Стив заказал коктейль и принялся за сонату Форе. Он не сыграл еще и десяти тактов, как ощутил чье-то присутствие и обернулся. Перед ним стоял молодой человек, без сомнения, француз, изящный, довольно красивый, с бокалом в руке. Стив вначале принял выражение его лица за иронию.
— Я уже давно не играл, — сказал он с легкой усмешкой. — Только вхожу в форму. И даже не уверен, хватит ли времени ее выучить, эту сонату. Мне зарезервировано место на теплоходе «Кунар», на август. Я возвращаюсь в Америку…
Стив запнулся. Зачем так подробно обо всем рассказывать незнакомому человеку? Тот был ему симпатичен, но зачем сразу же, мимоходом все объяснять? Чтобы лишний раз убедить самого себя в своем скором отъезде? Он взял бокал, стоявший на пианино. Молодой человек улыбнулся ему, на этот раз несколько театрально.
— Мне тоже заказан билет. Но дата неизвестна. На поезд по дороге к смерти. — Он протянул Стиву руку: — Макс Лафитт, капитан пехоты. Я был ранен. Мой отпуск по болезни заканчивается. В августе я опять отправлюсь на войну. Но у нас есть немного времени, чтобы закончить работу над этой маленькой сонатой. Я — скрипач.
Они сели за стол и, попивая коктейли, продолжили знакомство. Они говорили о Форе, потом вообще о музыке, регтайме, «Параде». Прошел один час, другой. Они все больше доверялись друг другу, воскрешая в памяти войну, Америку, русский балет. В то же время, как бы из стыдливости и по молчаливому согласию, они не затрагивали тему женщин. На заре Макс встал и торжественно, но в то же время сердечно похлопал Стива по плечу:
— Ночной мечтатель! Как и я!
Стив расхохотался. Он был немного навеселе, но давно уже не испытывал такого счастливого опьянения.
Утренние лучи скользили сквозь шторы «Ритца». Этот француз был действительно замечателен. Ему могло быть двадцать три, двадцать четыре года: в общем, чуть моложе его. Бледная, почти прозрачная кожа, светлые волосы и ярко-голубые глаза. В нем чувствовались решительность, изысканность, но и хрупкость, хотя и не так уж бросавшаяся в глаза. Такую хрупкость Стив встречал только у некоторых женщин, например у Файи.
— Ты знаешь Монпарнас? — спросил Макс, в то время как на паркете удлинялся солнечный луч.
— Нет, — сказал Стив, немного обескураженный его переходом на «ты».
— Тогда я тебя туда отвезу!
— Сейчас?
— Сию же минуту. Ты увидишь! Там можно встретить удивительных людей.

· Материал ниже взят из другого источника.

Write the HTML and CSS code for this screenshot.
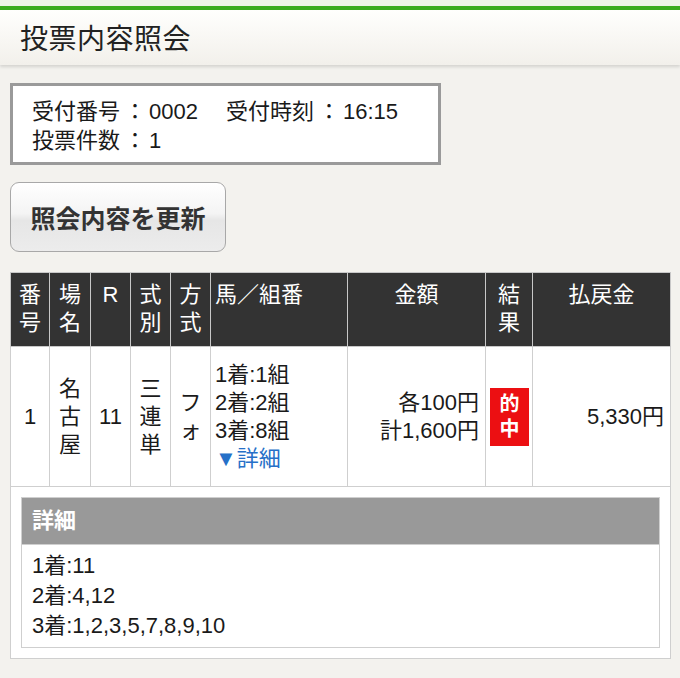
FILE: index.html
```html
<!DOCTYPE html>
<html lang="ja">
<head>
<meta charset="utf-8">
<title>投票内容照会</title>
<link rel="stylesheet" href="styles.css">
</head>
<body>
<div class="strip"></div>
<header class="header"><h1 class="title">投票内容照会</h1></header>
<main class="content">
  <div class="info">
    <p class="info-line">受付番号<span class="colon">：</span>0002<span class="gap"></span>受付時刻<span class="colon">：</span>16:15</p>
    <p class="info-line">投票件数<span class="colon">：</span>1</p>
  </div>
  <button class="refresh" type="button">照会内容を更新</button>
  <table class="bets">
    <colgroup>
      <col class="c-no"><col class="c-place"><col class="c-r"><col class="c-type"><col class="c-method"><col class="c-horse"><col class="c-amount"><col class="c-result"><col class="c-pay">
    </colgroup>
    <thead>
      <tr>
        <th>番号</th>
        <th>場名</th>
        <th>R</th>
        <th>式別</th>
        <th>方式</th>
        <th class="th-left">馬／組番</th>
        <th>金額</th>
        <th>結果</th>
        <th>払戻金</th>
      </tr>
    </thead>
    <tbody>
      <tr class="row">
        <td>1</td>
        <td>名古屋</td>
        <td>11</td>
        <td>三連単</td>
        <td>フォ</td>
        <td class="td-left">1着:1組<br>2着:2組<br>3着:8組<br><span class="more">▼詳細</span></td>
        <td class="td-right">各100円<br>計1,600円</td>
        <td><span class="hit">的中</span></td>
        <td class="td-right td-pay">5,330円</td>
      </tr>
      <tr class="detail-row">
        <td colspan="9" class="detail-cell">
          <div class="detail">
            <div class="detail-head">詳細</div>
            <div class="detail-body">1着:11<br>2着:4,12<br>3着:1,2,3,5,7,8,9,10</div>
          </div>
        </td>
      </tr>
    </tbody>
  </table>
</main>
</body>
</html>
```
FILE: styles.css
```css
html, body {
  margin: 0;
  padding: 0;
}
body {
  background: #f3f2ee;
  color: #1a1a1a;
  font-family: "Liberation Sans", "Noto Sans CJK JP", sans-serif;
  width: 680px;
  height: 678px;
  overflow: hidden;
}
.strip {
  height: 6px;
  background: #eef4e8;
}
.header {
  border-top: 4px solid #3aab1f;
  height: 59px;
  box-sizing: border-box;
  background: linear-gradient(#fffffd, #f2f0eb);
  box-shadow: 0 2px 3px rgba(0, 0, 0, 0.13);
  padding: 3px 20px 0;
}
.title {
  margin: 0;
  font-size: 28px;
  font-weight: normal;
  line-height: 53px;
  color: #222;
  letter-spacing: 0.5px;
}
.content {
  padding: 18px 10px 0;
}
.info {
  width: 431px;
  box-sizing: border-box;
  height: 82px;
  border: 3px solid #9a9a9a;
  background: #fff;
  padding: 11px 19px;
}
.info-line {
  margin: 0;
  font-size: 22px;
  line-height: 29px;
  color: #1a1a1a;
}
.colon {
  margin: 0 3px 0 4px;
}
.gap {
  display: inline-block;
  width: 28px;
}
.refresh {
  display: block;
  margin-top: 17px;
  width: 216px;
  height: 70px;
  border: 1px solid #a8a8a8;
  border-radius: 9px;
  background: linear-gradient(#ffffff 0%, #f4f4f4 45%, #e6e6e6 55%, #ececec 100%);
  box-shadow: inset 0 1px 0 #fff;
  font-family: "Liberation Sans", "Noto Sans CJK JP", sans-serif;
  font-size: 25px;
  font-weight: bold;
  color: #333;
  padding: 0;
}
.bets {
  margin-top: 20px;
  width: 660px;
  border-collapse: collapse;
  table-layout: fixed;
}
.c-no { width: 39px; }
.c-place { width: 41px; }
.c-r { width: 40px; }
.c-type { width: 40px; }
.c-method { width: 40px; }
.c-horse { width: 137px; }
.c-amount { width: 138px; }
.c-result { width: 47px; }
.c-pay { width: 138px; }
.bets th {
  background: #333;
  color: #fff;
  font-weight: normal;
  font-size: 22px;
  line-height: 28px;
  height: 74px;
  box-sizing: border-box;
  padding: 8px 3px 0;
  vertical-align: top;
  text-align: center;
  border: 1px solid #c8c8c8;
}
.bets .th-left {
  text-align: left;
  padding-left: 4px;
}
.row td {
  background: #fff;
  font-size: 22px;
  line-height: 28px;
  height: 140px;
  box-sizing: border-box;
  padding: 0 4px;
  text-align: center;
  vertical-align: middle;
  border: 1px solid #cfcfcf;
  color: #1a1a1a;
}
.row .td-left {
  text-align: left;
  padding-left: 4px;
}
.row .td-right {
  text-align: right;
  padding-right: 6px;
}
.row .td-pay {
  padding-right: 6px;
}
.more {
  color: #2670c8;
}
.hit {
  display: inline-block;
  width: 39px;
  background: #ec0f12;
  color: #fff;
  font-size: 20px;
  font-weight: bold;
  line-height: 25px;
  padding: 4px 0;
  vertical-align: middle;
}
.detail-cell {
  background: #fff;
  border: 1px solid #cfcfcf;
  padding: 10px 10px 10px;
}
.detail {
  border: 1px solid #cfcfcf;
}
.detail-head {
  background: #999;
  color: #fff;
  font-weight: bold;
  font-size: 22px;
  height: 46px;
  line-height: 46px;
  padding-left: 10px;
}
.detail-body {
  background: #fff;
  border-top: 1px solid #cfcfcf;
  font-size: 22px;
  line-height: 30px;
  padding: 6px 10px 6px;
  color: #1a1a1a;
}
```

Они заказали такси и исчезли в рассветных лучах.
* * *
На Монпарнасе еще многое напоминало о деревне. Мало кто из парижан имел тогда представление об этом месте, если только они, как и Макс, не любили ночные открытия и презирали условности. Еще больше, чем музыка, эти блуждания сблизили Макса и его американского друга.

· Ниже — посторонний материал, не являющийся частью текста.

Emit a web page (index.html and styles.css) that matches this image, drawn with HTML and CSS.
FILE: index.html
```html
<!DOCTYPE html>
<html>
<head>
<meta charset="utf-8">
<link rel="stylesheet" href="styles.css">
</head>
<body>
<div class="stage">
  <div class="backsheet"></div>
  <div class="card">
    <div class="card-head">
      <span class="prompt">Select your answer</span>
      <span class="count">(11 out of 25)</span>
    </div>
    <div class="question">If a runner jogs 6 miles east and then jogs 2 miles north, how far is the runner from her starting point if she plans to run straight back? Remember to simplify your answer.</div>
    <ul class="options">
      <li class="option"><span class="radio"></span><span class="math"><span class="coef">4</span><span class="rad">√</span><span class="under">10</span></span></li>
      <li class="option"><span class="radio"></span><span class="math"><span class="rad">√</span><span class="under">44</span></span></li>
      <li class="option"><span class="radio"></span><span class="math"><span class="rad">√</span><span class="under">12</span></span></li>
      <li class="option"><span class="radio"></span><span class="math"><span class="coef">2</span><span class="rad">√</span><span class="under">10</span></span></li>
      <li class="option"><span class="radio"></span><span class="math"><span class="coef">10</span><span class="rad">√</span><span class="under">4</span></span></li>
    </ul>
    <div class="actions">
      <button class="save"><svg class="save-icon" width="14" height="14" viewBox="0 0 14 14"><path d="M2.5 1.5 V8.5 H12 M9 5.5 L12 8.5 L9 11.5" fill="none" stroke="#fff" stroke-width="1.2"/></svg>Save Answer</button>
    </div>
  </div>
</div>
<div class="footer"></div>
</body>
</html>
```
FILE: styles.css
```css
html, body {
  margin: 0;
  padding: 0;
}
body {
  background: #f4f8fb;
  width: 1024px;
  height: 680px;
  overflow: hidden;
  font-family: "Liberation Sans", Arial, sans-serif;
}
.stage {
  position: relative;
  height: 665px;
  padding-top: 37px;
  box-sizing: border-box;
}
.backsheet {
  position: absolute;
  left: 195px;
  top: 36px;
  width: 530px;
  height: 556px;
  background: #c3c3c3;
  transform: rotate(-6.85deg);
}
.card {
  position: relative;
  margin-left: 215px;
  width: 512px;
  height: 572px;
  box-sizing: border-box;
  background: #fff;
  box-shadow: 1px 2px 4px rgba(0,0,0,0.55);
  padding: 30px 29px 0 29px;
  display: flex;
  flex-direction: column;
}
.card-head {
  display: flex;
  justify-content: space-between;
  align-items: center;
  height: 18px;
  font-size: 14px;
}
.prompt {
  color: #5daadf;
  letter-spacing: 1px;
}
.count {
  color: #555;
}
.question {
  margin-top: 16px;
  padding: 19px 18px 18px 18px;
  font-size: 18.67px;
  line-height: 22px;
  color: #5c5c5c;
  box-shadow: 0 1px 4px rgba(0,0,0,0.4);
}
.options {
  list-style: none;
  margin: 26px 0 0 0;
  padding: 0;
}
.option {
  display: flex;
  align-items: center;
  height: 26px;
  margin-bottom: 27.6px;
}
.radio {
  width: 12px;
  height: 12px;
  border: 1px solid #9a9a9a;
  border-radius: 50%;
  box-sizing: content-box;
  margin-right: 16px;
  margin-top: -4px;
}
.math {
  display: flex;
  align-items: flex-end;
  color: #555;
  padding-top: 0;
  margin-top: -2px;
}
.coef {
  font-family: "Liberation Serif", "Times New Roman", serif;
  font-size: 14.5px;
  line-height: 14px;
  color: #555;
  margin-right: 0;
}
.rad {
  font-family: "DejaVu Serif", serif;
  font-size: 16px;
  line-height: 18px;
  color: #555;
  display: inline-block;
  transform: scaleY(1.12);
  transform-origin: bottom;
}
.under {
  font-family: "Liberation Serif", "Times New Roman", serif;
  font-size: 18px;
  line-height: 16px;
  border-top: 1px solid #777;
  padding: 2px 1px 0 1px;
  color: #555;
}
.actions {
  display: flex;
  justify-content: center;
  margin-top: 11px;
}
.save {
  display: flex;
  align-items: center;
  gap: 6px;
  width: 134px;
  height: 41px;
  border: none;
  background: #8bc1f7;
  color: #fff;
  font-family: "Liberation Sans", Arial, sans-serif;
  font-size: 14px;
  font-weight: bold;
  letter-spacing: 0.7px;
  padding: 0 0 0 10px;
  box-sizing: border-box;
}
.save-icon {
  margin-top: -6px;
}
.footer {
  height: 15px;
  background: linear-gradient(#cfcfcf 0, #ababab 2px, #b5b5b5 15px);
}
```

Стив с удивлением открыл этот до сих пор не знакомый ему квартал Парижа и с тех пор полюбил встречать рассвет на улицах, где мостовые поросли немыслимой травой, откуда на заре выезжали двуколки рано поднявшихся молочниц и первые тележки зеленщиков. Они с Максом заканчивали теперь свои ночные бдения в одном и том же месте — маленьком кафе, хозяин которого творил чудеса вопреки всем запретам: он предлагал своим постояльцам довольно светлый, но настоящий кофе, сливки с соседней фермы, масло и почти белый хлеб. Рядом с ними ели какие-то полуклошары, художники, — по словам хозяина, в большинстве своем изголодавшиеся иностранцы, — часто переругивающиеся на непонятных языках: русском, как думал Макс, или идише.

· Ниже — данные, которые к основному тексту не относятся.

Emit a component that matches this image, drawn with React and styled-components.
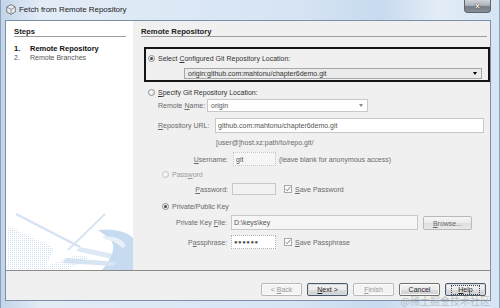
import React from 'react';
import styled, { createGlobalStyle } from 'styled-components';

const Global = createGlobalStyle`
  html, body { margin: 0; padding: 0; width: 500px; height: 308px; overflow: hidden; background: #fff; }
  #root { width: 500px; height: 308px; }
  * { box-sizing: border-box; }
`;

const Window = styled.div`
  position: relative;
  width: 500px;
  height: 308px;
  display: flex;
  flex-direction: column;
  padding: 0 8px 7px 4px;
  background: linear-gradient(90deg, #c3d4e9 0%, #e2ecf7 8%, #dce8f5 35%, #d6e4f3 60%, #c7daef 76%, #e3edf8 88%, #d6e4f3 100%);
  border-left: 1px solid #8aa0bb;
  border-right: 1px solid #8aa0bb;
  font-family: "Liberation Sans", Arial, sans-serif;
  color: #333;
`;

const TitleBar = styled.div`
  height: 20px;
  flex: none;
  display: flex;
  align-items: flex-start;
  padding-left: 1px;
`;

const TitleIcon = styled.svg`
  margin-top: 4px;
  width: 10px;
  height: 11px;
  flex: none;
`;

const TitleText = styled.div`
  margin-top: 5px;
  margin-left: 3px;
  font-size: 8px;
  line-height: 10px;
  color: #1c1c1c;
  letter-spacing: -0.05px;
`;

const CloseButton = styled.div`
  margin-left: auto;
  width: 27px;
  height: 13px;
  border: 1px solid #5c636c;
  border-top: none;
  border-radius: 0 0 4px 4px;
  background: linear-gradient(180deg, #d0d4d9 0%, #acb2b9 45%, #767d86 55%, #868d95 100%);
  display: flex;
  align-items: center;
  justify-content: center;
  color: #fff;
  font-size: 8px;
  font-weight: bold;
  line-height: 1;
  text-shadow: 0 0 1px #333, 0 0 1px #333;
`;

const Dialog = styled.div`
  flex: 1;
  display: flex;
  flex-direction: column;
  background: #f0f0f0;
  border: 1px solid #7b8fa8;
  min-height: 0;
`;

const Main = styled.div`
  flex: 1;
  display: flex;
  min-height: 0;
`;

const StepsPanel = styled.div`
  width: 127px;
  flex: none;
  background: #fff;
  display: flex;
  flex-direction: column;
`;

const StepsInner = styled.div`
  padding: 6px 7px 0 8px;
`;

const SectionTitle = styled.div`
  font-size: 7.7px;
  font-weight: bold;
  line-height: 9px;
  color: #222;
  border-bottom: 1px solid #9c9c9c;
  margin-right: ${p => p.$mr || 0}px;
`;

const StepList = styled.div`
  margin-top: 7px;
  display: flex;
  flex-direction: column;
`;

const Step = styled.div`
  display: flex;
  font-size: ${p => (p.$active ? 7.5 : 7)}px;
  line-height: 9px;
  font-weight: ${p => (p.$active ? 'bold' : 'normal')};
  color: ${p => (p.$active ? '#111' : '#555')};
`;

const StepNum = styled.span`
  width: 16px;
  flex: none;
`;

const Decoration = styled.svg`
  margin-top: auto;
  display: block;
  width: 127px;
  height: 60px;
`;

const Content = styled.div`
  flex: 1;
  padding: 6px 1px 0 8px;
  display: flex;
  flex-direction: column;
`;

const HighlightBox = styled.div`
  margin: 10px -1px 0 3px;
  border: 2px solid #151515;
  padding: 2px 6px 1px 2px;
  display: flex;
  flex-direction: column;
`;

const OptionRow = styled.div`
  display: flex;
  align-items: center;
  height: 10px;
  margin-top: ${p => p.$mt || 0}px;
  padding-left: ${p => p.$indent || 0}px;
  font-size: 7px;
  color: ${p => p.$color || '#333'};
  gap: 3px;
  white-space: nowrap;
`;

const Radio = styled.span`
  position: relative;
  width: 7px;
  height: 7px;
  flex: none;
  border-radius: 50%;
  border: 1px solid ${p => (p.$disabled ? '#c4c4c4' : '#8e8e8e')};
  background: radial-gradient(circle at 40% 40%, #ffffff 0%, #e4e4e4 100%);
  &::after {
    content: '';
    display: ${p => (p.$checked ? 'block' : 'none')};
    position: absolute;
    left: 1px;
    top: 1px;
    width: 3px;
    height: 3px;
    border-radius: 50%;
    background: #4a4a4a;
  }
`;

const Mn = styled.span`
  text-decoration: underline;
  text-underline-offset: 1px;
`;

const Combo = styled.div`
  display: flex;
  align-items: center;
  height: ${p => p.$h || 11}px;
  width: ${p => (p.$w ? `${p.$w}px` : 'auto')};
  margin: ${p => p.$margin || '0'};
  padding: 0 4px 0 3px;
  background: ${p => p.$bg || '#fff'};
  border: 1px solid ${p => p.$border || '#bdbdbd'};
  font-size: 7px;
  color: ${p => p.$color || '#444'};
  white-space: nowrap;
  overflow: hidden;
  flex: none;
`;

const ComboText = styled.span`
  flex: 1;
`;

const Arrow = styled.span`
  width: 0;
  height: 0;
  border-left: 2.5px solid transparent;
  border-right: 2.5px solid transparent;
  border-top: 3px solid ${p => p.$color || '#000'};
  flex: none;
`;

const FieldRow = styled.div`
  display: flex;
  align-items: center;
  height: ${p => p.$h}px;
  margin-top: ${p => p.$mt || 0}px;
  padding-left: ${p => p.$indent || 0}px;
  font-size: 7px;
  color: #6a6a6a;
  white-space: nowrap;
`;

const Label = styled.span`
  width: ${p => p.$w}px;
  flex: none;
  text-align: ${p => (p.$right ? 'right' : 'left')};
  padding-right: ${p => p.$gap || 0}px;
  color: ${p => p.$color || '#6a6a6a'};
`;

const Field = styled.div`
  width: ${p => p.$w}px;
  height: 100%;
  flex: none;
  display: flex;
  align-items: center;
  padding-left: 2px;
  background: ${p => p.$bg || '#fff'};
  border: 1px ${p => p.$style || 'solid'} ${p => p.$border || '#c3c3c3'};
  color: ${p => p.$color || '#555'};
  font-size: ${p => p.$fs || 7}px;
  letter-spacing: ${p => p.$ls || 0}px;
  overflow: hidden;
`;

const Hint = styled.div`
  margin: 5px 0 0 75px;
  font-size: 7px;
  line-height: 9px;
  color: #6a6a6a;
`;

const Note = styled.span`
  margin-left: 3px;
  color: #6a6a6a;
`;

const CheckWrap = styled.span`
  display: flex;
  align-items: center;
  gap: 3px;
  margin-left: 8px;
  color: #6a6a6a;
`;

const CheckBox = styled.span`
  width: 8px;
  height: 8px;
  flex: none;
  border: 1px solid #a9a9a9;
  background: #fafafa;
  display: flex;
  align-items: center;
  justify-content: center;
`;

const BrowseButton = styled.div`
  margin-left: 5px;
  width: 49px;
  height: 14px;
  align-self: flex-end;
  border: 1px solid #b9b9b9;
  border-radius: 2px;
  background: linear-gradient(180deg, #f6f6f6 0%, #ebebeb 50%, #dfdfdf 51%, #e8e8e8 100%);
  display: flex;
  align-items: center;
  justify-content: center;
  font-size: 7px;
  color: #6a6a6a;
`;

const Footer = styled.div`
  height: 30px;
  flex: none;
  border-top: 1px solid #8a8a8a;
  padding: 12px 4px 0 0;
  display: flex;
  justify-content: flex-end;
  align-items: flex-start;
  gap: 5px;
`;

const Button = styled.div`
  width: 41px;
  height: 13px;
  border: 1px solid ${p => (p.$disabled ? '#b8b8b8' : p.$default ? '#4f5a66' : '#707070')};
  border-radius: 2px;
  background: ${p =>
    p.$disabled
      ? '#f4f4f4'
      : 'linear-gradient(180deg, #f3f3f3 0%, #ebebeb 50%, #dddddd 51%, #cfcfcf 100%)'};
  box-shadow: ${p => (p.$default ? 'inset 0 0 0 1px #cfdbe6' : 'inset 0 0 0 1px #fbfbfb')};
  display: flex;
  align-items: center;
  justify-content: center;
  font-size: 7px;
  color: ${p => (p.$disabled ? '#9a9a9a' : '#1e1e1e')};
  white-space: pre;
`;

const FocusText = styled.span`
  outline: 1px dotted #444;
  outline-offset: 0px;
  padding: 0 6px;
  line-height: 8px;
`;

const Watermark = styled.div`
  position: absolute;
  right: 9px;
  bottom: 1px;
  font-family: "Noto Sans CJK SC", "Liberation Sans", sans-serif;
  font-size: 10px;
  line-height: 12px;
  color: rgba(150, 150, 150, 0.55);
  pointer-events: none;
`;

const Check = () => (
  <svg width="6" height="6" viewBox="0 0 6 6">
    <path d="M0.8 3.2 L2.3 4.8 L5.3 0.8" fill="none" stroke="#7a7a7a" strokeWidth="0.9" />
  </svg>
);

export default function App() {
  return (
    <>
      <Global />
      <Window>
        <TitleBar>
          <TitleIcon viewBox="0 0 10 11">
            <path d="M5 0.6 L9.3 3 L9.3 8 L5 10.4 L0.7 8 L0.7 3 Z" fill="#e8eaec" stroke="#6f7378" strokeWidth="0.9" />
            <path d="M0.9 3.1 L5 5.4 L9.1 3.1 M5 5.4 L5 10.2" fill="none" stroke="#7b7f84" strokeWidth="0.8" />
          </TitleIcon>
          <TitleText>Fetch from Remote Repository</TitleText>
          <CloseButton>x</CloseButton>
        </TitleBar>
        <Dialog>
          <Main>
            <StepsPanel>
              <StepsInner>
                <SectionTitle>Steps</SectionTitle>
                <StepList>
                  <Step $active>
                    <StepNum>1.</StepNum>
                    Remote Repository
                  </Step>
                  <Step>
                    <StepNum>2.</StepNum>
                    Remote Branches
                  </Step>
                </StepList>
              </StepsInner>
              <Decoration viewBox="0 0 127 60">
                <defs>
                  <pattern id="dots" width="2" height="2" patternUnits="userSpaceOnUse">
                    <rect width="1" height="1" fill="#c3d6ec" />
                  </pattern>
                </defs>
                <path d="M2 16 L48 38 L38 60 L2 60 Z" fill="url(#dots)" opacity="0.8" />
                <path d="M10 4 L74 37" stroke="#d5e2f1" strokeWidth="2.5" />
                <path d="M99 4 L62 40" stroke="#d9e5f2" strokeWidth="2" />
                <path d="M74 37 L108 44 L106 49 L70 41 Z" fill="#dfe9f5" />
                <path d="M92 20 C108 18 122 22 127 28 L127 60 L96 60 C104 50 110 40 106 32 C103 27 97 24 92 20 Z" fill="#c6daf0" />
                <path d="M97 26 C110 26 118 30 120 36 L116 38 C112 33 105 30 98 29 Z" fill="#e8f0f9" />
                <path d="M60 48 L110 52 L108 56 L56 53 Z" fill="#d6e4f3" />
                <path d="M30 60 L70 45 L85 47 L60 60 Z" fill="url(#dots)" opacity="0.7" />
              </Decoration>
            </StepsPanel>
            <Content>
              <SectionTitle $mr={2}>Remote Repository</SectionTitle>
              <HighlightBox>
                <OptionRow $mt={2}>
                  <Radio $checked />
                  <span>
                    Select <Mn>C</Mn>onfigured Git Repository Location:
                  </span>
                </OptionRow>
                <Combo $margin="5px 0 0 36px" $bg="#ebebeb" $border="#a8a8a8" $color="#333">
                  <ComboText>origin:github.com:mahtonu/chapter6demo.git</ComboText>
                  <Arrow />
                </Combo>
              </HighlightBox>
              <OptionRow $mt={5} $indent={7}>
                <Radio />
                <span>
                  <Mn>S</Mn>pecify Git Repository Location:
                </span>
              </OptionRow>
              <FieldRow $h={13} $mt={2} $indent={17}>
                <Label $w={49}>
                  Remote <Mn>N</Mn>ame:
                </Label>
                <Combo $w={161} $h={13} $color="#555" $border="#c8c8c8">
                  <ComboText>origin</ComboText>
                  <Arrow $color="#8a8a8a" />
                </Combo>
              </FieldRow>
              <FieldRow $h={15} $mt={6} $indent={17}>
                <Label $w={57}>
                  <Mn>R</Mn>epository URL:
                </Label>
                <Field $w={269} $border="#c8c8c8">github.com:mahtonu/chapter6demo.git</Field>
              </FieldRow>
              <Hint>[user@]host.xz:path/to/repo.git/</Hint>
              <FieldRow $h={14} $mt={5}>
                <Label $w={92} $right $gap={5}>
                  <Mn>U</Mn>sername:
                </Label>
                <Field $w={43} $bg="#f6f6f6" $border="#c6c6c6" $style="dotted">git</Field>
                <Note>(leave blank for anonymous access)</Note>
              </FieldRow>
              <OptionRow $mt={3} $indent={21} $color="#9a9a9a">
                <Radio $disabled />
                <span>
                  Pass<Mn>w</Mn>ord
                </span>
              </OptionRow>
              <FieldRow $h={12} $mt={4}>
                <Label $w={91} $right $gap={4}>
                  <Mn>P</Mn>assword:
                </Label>
                <Field $w={44} $bg="#f2f2f2" $border="#c8c8c8" />
                <CheckWrap>
                  <CheckBox>
                    <Check />
                  </CheckBox>
                  <span>
                    <Mn>S</Mn>ave Password
                  </span>
                </CheckWrap>
              </FieldRow>
              <OptionRow $mt={6} $indent={21} $color="#666">
                <Radio $checked />
                <span>Private/Public Key</span>
              </OptionRow>
              <FieldRow $h={15} $mt={4}>
                <Label $w={90} $right $gap={4}>
                  Private Key <Mn>F</Mn>ile:
                </Label>
                <Field $w={187} $bg="#f6f6f6" $border="#c8c8c8">D:\keys\key</Field>
                <BrowseButton>
                  <span>
                    <Mn>B</Mn>rowse...
                  </span>
                </BrowseButton>
              </FieldRow>
              <FieldRow $h={14} $mt={5}>
                <Label $w={90} $right $gap={4}>
                  P<Mn>a</Mn>ssphrase:
                </Label>
                <Field $w={45} $border="#b0b0b0" $style="dotted" $color="#555" $fs={6} $ls={0.5}>
                  ●●●●●●
                </Field>
                <CheckWrap>
                  <CheckBox>
                    <Check />
                  </CheckBox>
                  <span>
                    <Mn>S</Mn>ave Passphrase
                  </span>
                </CheckWrap>
              </FieldRow>
            </Content>
          </Main>
          <Footer>
            <Button $disabled>
              <span>
                {'< '}
                <Mn>B</Mn>ack
              </span>
            </Button>
            <Button $default>
              <span>
                <Mn>N</Mn>ext {'>'}
              </span>
            </Button>
            <Button $disabled>
              <span>
                <Mn>F</Mn>inish
              </span>
            </Button>
            <Button>Cancel</Button>
            <Button $default>
              <FocusText>
                <Mn>H</Mn>elp
              </FocusText>
            </Button>
          </Footer>
        </Dialog>
        <Watermark>@稀土掘金技术社区</Watermark>
      </Window>
    </>
  );
}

Друзья не собирались с ними сближаться, тем более говорить о живописи. Они просто хотели окунуться в эту необычную атмосферу, наполненную почти деревенской свежестью и страстями, привезенными из варварских стран. Это творческое рвение, непонятное, иногда грубое, которым они пропитывались и утром доносили до своих комнат, придавало им, наперекор всему, новый жизненный импульс.